Parents asserted that the photo was meant to attack those who had opposed the union, but the union denied that claim. The photo was later replaced in the online edition.

According to Rodriguez, several children asked their parents to stop wearing yellow scarves provided by California Policy Center to indicate their support for the school they had come to love; teachers were telling students those parents “are crazy.” 

But at the same time, the union asked teachers to wear union stickers throughout the school day in order to show students which teachers were union loyalists. While some parents spoke against the union, others remained silent, fearing, they said, that union teachers would retaliate against their children.

Even Director Riveroll, the man who engineered the miracle at Gompers, was attacked by the Gompers teachers’ union. When the NAACP announced in September 2019 that it would honor Riveroll for his “longstanding and dedicated efforts toward the advancement of students of color,” union leaders urged staff to ask the civil rights organization to rescind its award.

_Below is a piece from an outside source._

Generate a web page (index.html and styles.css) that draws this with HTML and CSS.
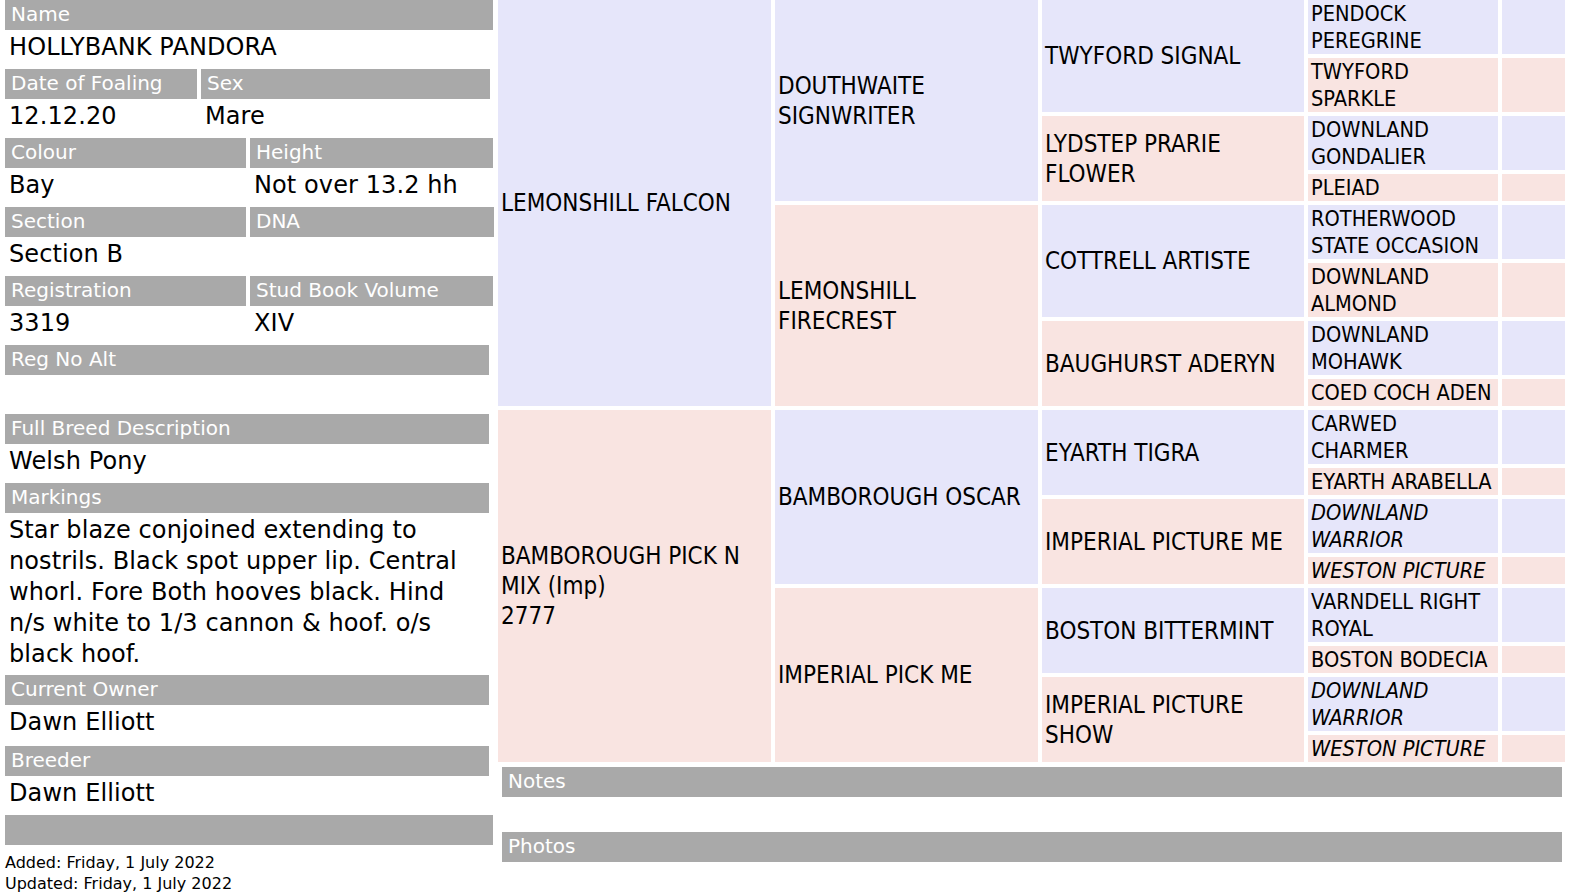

Many Gompers teachers fought back. Jessica Chapman, an American history teacher at the school, publicly expressed concerns that the new union is bargaining for an unsustainable salary at the school. “It would jeopardize some of the things that are wonderful about Gompers,” robbing the budget for such staff as “a full-time nurse, a speech pathologist every day, counselors for every grade level, a counselor whose job is to help them get into college.”

Facing the prospect of a return to the bad old days, the Gompers community faced a choice that only its parents and teachers can determine. If Gompers is to maintain its culture of excellence, then it must continue to do what it has done before – put students first. Last week’s vote by Gompers teachers to decertify their union means SDEA can no longer stand in the way of one school’s success.